Chunking is a slightly hysterical, elusive performance. The performers are constantly switching back and forth between presentation (I am) and representation (I am showing). In this way Chunking undermines such
notions as entertainment and anecdotalism. It nullifies anything spectacular, which makes it an extremely headstrong show. The set is a sort of ‘Franz West
meets Mike Kelley’ image, but clumsier in its attempt to present a cheerful picture. When, in this setting, you see Tijen Lawton – dressed in a black satin circus dress with an awfully sad face in fake diamonds sewn onto the bust – swaying her hips with her head in a blue vase and another vase coming out of her behind, you are suddenly confronted with a contemporary version of Hieronymous Bosch. In an age when clarity is demanded from art, and when political messages are considered essential, this piece cannot be called contemporary at all and is
therefore itself essential.
Jan Lauwers, artistic director of Needcompany

Having entered unexpected regions I saw what no eye had ever seen. Nothing is more stupefying: when laughter and reason,
horror and light have become fathomable. ... It gave me a feeling of triumph: perhaps unfounded, premature? ... I awoke face to
face with a new puzzle and I knew immediately it was insoluble.
Georges Bataille, L’Expérience intérieure

The evocative world of Chunking starts where theatre and dance confront the performance element of plastic art. A world where fabulous creatures live, where images and impressions repeatedly shoot past your retina. Images of animal creatures, almost amorphous, of circus artistes, of mad little fellows and odd figures, of sensual, lusty beings who stimulate your desire, of other dimensions where you are immersed in colour and form. A world in which sensuality, the bizarre and the frivolous meet, in which stories appear, but where the story is just one facet of a miraculous universe. A surrealistic world with an existential undertone. Surrealistic because it plays with the imagination, the
spontaneous and the absurd, because of its rebellion against restrictive rationalism. Existential because of its contemplation of such notions as individuality, solitude, freedom and transience.
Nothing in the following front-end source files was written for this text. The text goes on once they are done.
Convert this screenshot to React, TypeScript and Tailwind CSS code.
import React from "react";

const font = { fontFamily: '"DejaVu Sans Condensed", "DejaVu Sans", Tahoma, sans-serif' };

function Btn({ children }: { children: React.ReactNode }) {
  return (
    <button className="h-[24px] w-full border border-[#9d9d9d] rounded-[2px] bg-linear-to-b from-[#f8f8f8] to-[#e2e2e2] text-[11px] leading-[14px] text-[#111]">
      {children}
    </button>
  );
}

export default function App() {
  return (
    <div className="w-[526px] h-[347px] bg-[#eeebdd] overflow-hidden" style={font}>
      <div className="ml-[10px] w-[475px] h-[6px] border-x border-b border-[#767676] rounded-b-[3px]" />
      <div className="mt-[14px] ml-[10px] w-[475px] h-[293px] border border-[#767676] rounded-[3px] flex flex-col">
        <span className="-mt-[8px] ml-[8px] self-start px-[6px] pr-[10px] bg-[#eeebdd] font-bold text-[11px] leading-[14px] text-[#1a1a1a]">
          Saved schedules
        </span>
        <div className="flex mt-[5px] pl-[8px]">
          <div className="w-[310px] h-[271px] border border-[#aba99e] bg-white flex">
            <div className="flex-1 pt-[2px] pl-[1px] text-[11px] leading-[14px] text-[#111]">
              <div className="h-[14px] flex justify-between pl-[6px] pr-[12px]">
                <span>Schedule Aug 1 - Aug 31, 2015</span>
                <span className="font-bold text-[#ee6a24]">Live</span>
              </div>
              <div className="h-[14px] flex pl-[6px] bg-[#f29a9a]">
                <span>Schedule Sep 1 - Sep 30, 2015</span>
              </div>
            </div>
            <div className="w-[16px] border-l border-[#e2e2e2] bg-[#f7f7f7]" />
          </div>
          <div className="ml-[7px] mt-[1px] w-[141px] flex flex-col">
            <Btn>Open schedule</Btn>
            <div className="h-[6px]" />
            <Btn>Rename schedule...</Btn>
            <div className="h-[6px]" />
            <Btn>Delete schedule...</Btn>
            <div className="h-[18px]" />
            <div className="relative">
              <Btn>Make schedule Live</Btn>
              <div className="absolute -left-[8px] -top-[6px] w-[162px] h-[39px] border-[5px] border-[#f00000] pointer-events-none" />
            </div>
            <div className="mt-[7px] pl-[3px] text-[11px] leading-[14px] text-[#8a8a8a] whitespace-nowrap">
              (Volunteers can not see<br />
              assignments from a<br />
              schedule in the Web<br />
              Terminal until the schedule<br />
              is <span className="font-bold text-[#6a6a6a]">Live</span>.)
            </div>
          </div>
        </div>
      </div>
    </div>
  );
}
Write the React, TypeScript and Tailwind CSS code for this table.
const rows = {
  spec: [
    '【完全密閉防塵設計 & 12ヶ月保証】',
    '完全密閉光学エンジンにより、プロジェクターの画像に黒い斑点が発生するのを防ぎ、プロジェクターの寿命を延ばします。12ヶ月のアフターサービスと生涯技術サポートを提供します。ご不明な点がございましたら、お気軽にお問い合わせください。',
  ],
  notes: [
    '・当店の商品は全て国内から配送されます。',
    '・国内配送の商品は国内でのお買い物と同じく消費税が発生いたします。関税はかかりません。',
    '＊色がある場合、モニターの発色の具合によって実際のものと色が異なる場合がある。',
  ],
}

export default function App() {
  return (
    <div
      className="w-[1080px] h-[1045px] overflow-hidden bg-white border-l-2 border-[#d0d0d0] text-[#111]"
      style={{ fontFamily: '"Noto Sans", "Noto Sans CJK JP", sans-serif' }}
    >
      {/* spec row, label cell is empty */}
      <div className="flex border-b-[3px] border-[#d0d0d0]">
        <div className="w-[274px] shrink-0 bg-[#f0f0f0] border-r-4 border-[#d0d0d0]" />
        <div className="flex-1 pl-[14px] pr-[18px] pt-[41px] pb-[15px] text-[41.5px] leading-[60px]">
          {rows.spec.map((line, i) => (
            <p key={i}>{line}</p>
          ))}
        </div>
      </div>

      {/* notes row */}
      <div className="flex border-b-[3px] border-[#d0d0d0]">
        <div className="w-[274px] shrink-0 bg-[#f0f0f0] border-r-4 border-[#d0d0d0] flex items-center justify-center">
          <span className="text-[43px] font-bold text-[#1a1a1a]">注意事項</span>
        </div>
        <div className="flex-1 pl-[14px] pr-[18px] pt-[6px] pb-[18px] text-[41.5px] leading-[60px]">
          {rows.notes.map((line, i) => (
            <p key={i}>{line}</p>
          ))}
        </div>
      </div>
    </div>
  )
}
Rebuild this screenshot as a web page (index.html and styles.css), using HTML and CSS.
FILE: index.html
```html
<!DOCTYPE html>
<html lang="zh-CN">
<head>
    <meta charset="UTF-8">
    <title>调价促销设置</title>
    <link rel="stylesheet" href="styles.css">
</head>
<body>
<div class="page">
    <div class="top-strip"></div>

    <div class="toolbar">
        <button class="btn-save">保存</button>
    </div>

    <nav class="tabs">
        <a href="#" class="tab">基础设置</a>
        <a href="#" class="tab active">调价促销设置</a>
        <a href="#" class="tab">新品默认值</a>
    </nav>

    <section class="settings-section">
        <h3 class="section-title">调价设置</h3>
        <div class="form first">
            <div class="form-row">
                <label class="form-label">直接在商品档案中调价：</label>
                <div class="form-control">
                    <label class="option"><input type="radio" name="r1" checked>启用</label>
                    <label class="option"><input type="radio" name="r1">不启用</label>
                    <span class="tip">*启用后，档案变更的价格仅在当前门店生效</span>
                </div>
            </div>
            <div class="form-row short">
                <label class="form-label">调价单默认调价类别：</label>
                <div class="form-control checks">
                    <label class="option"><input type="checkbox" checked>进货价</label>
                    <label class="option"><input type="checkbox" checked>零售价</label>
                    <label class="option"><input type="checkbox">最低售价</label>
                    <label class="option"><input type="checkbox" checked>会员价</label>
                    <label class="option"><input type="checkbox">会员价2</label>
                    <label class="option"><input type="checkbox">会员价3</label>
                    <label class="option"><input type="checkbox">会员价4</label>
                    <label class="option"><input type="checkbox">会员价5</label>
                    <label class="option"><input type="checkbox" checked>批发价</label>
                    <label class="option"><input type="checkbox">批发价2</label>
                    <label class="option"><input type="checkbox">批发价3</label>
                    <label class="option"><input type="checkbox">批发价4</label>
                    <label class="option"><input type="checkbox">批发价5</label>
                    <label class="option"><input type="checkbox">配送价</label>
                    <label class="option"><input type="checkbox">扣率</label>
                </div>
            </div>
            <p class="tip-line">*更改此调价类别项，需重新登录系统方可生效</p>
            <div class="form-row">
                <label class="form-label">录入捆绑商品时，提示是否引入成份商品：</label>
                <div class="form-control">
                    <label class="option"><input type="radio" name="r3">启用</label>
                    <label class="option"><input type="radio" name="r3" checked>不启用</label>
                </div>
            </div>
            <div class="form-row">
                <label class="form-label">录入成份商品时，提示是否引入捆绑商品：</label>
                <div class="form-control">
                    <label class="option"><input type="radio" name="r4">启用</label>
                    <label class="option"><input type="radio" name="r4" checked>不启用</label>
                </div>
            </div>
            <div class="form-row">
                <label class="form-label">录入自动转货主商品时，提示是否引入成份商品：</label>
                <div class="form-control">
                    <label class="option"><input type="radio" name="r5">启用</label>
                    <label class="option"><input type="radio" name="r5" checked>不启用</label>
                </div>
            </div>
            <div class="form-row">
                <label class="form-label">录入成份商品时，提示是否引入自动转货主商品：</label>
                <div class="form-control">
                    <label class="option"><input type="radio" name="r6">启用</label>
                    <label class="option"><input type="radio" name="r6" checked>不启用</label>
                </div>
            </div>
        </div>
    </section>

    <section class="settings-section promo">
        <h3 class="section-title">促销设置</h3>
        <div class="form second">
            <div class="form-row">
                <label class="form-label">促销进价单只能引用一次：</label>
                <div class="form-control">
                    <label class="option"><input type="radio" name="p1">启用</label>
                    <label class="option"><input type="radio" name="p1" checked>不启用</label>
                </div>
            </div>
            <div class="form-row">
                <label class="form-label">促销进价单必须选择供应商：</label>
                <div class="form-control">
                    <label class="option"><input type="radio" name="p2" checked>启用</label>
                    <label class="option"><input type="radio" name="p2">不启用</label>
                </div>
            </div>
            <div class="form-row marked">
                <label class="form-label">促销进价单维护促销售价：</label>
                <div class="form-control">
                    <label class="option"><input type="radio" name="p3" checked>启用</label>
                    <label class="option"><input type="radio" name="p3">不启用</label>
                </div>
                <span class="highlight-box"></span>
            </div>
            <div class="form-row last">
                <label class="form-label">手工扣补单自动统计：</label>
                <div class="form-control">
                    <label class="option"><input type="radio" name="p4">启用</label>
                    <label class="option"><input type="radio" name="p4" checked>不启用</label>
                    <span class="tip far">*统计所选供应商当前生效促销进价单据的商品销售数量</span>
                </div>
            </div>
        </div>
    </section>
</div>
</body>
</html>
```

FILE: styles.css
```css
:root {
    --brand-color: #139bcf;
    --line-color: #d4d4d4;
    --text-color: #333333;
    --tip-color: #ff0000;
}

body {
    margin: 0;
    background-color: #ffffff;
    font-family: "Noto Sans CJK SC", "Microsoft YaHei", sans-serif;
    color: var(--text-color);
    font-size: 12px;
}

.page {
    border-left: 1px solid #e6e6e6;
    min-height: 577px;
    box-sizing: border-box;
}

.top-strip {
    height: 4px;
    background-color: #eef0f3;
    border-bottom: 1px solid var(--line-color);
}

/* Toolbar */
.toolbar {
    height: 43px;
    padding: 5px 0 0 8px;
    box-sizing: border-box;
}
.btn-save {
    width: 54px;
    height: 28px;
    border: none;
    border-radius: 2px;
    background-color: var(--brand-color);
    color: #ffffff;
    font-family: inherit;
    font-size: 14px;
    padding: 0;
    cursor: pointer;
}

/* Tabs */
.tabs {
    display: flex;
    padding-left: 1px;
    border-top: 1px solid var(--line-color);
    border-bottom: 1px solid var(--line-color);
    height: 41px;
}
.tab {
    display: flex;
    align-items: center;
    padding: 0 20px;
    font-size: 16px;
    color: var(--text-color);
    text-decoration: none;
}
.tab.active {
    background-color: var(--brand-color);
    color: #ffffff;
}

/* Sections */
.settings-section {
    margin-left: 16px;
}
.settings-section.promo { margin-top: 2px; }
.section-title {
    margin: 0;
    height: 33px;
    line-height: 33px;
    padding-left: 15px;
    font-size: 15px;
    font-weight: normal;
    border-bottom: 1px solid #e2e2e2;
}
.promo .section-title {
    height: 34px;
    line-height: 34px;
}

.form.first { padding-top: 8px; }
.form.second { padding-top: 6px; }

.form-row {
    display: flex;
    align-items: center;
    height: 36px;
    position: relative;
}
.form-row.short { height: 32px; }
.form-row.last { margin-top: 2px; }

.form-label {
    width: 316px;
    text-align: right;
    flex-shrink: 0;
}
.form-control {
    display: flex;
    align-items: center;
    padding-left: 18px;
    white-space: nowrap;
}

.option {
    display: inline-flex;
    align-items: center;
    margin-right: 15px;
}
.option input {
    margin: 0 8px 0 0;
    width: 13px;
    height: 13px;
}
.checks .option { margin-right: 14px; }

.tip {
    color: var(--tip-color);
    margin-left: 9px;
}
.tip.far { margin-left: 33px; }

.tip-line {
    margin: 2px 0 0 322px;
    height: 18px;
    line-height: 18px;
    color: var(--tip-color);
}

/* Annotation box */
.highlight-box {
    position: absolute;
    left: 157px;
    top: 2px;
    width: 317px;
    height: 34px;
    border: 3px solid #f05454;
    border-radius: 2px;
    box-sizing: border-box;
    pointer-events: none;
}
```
So, now, we can listen to this story of materialism and its time
As an antique story of men.
It is a sad story, but we will not be saddened by it
Because we are not like these men.
Born of their flesh and their desires, we have cast aside their categories and their appurtenances
We do not feel their joys, neither do we feel their suffering
We have set aside,
Disinterestedly,
Without the least effort,
Their universe of death.
These centuries of pain which are our inheritance
We can now bring from the half-light.
Something has happened, like a second coming
And we have the right to live our lives.
Michel Houellebecq, Atomised (Tr. Frank Wynne)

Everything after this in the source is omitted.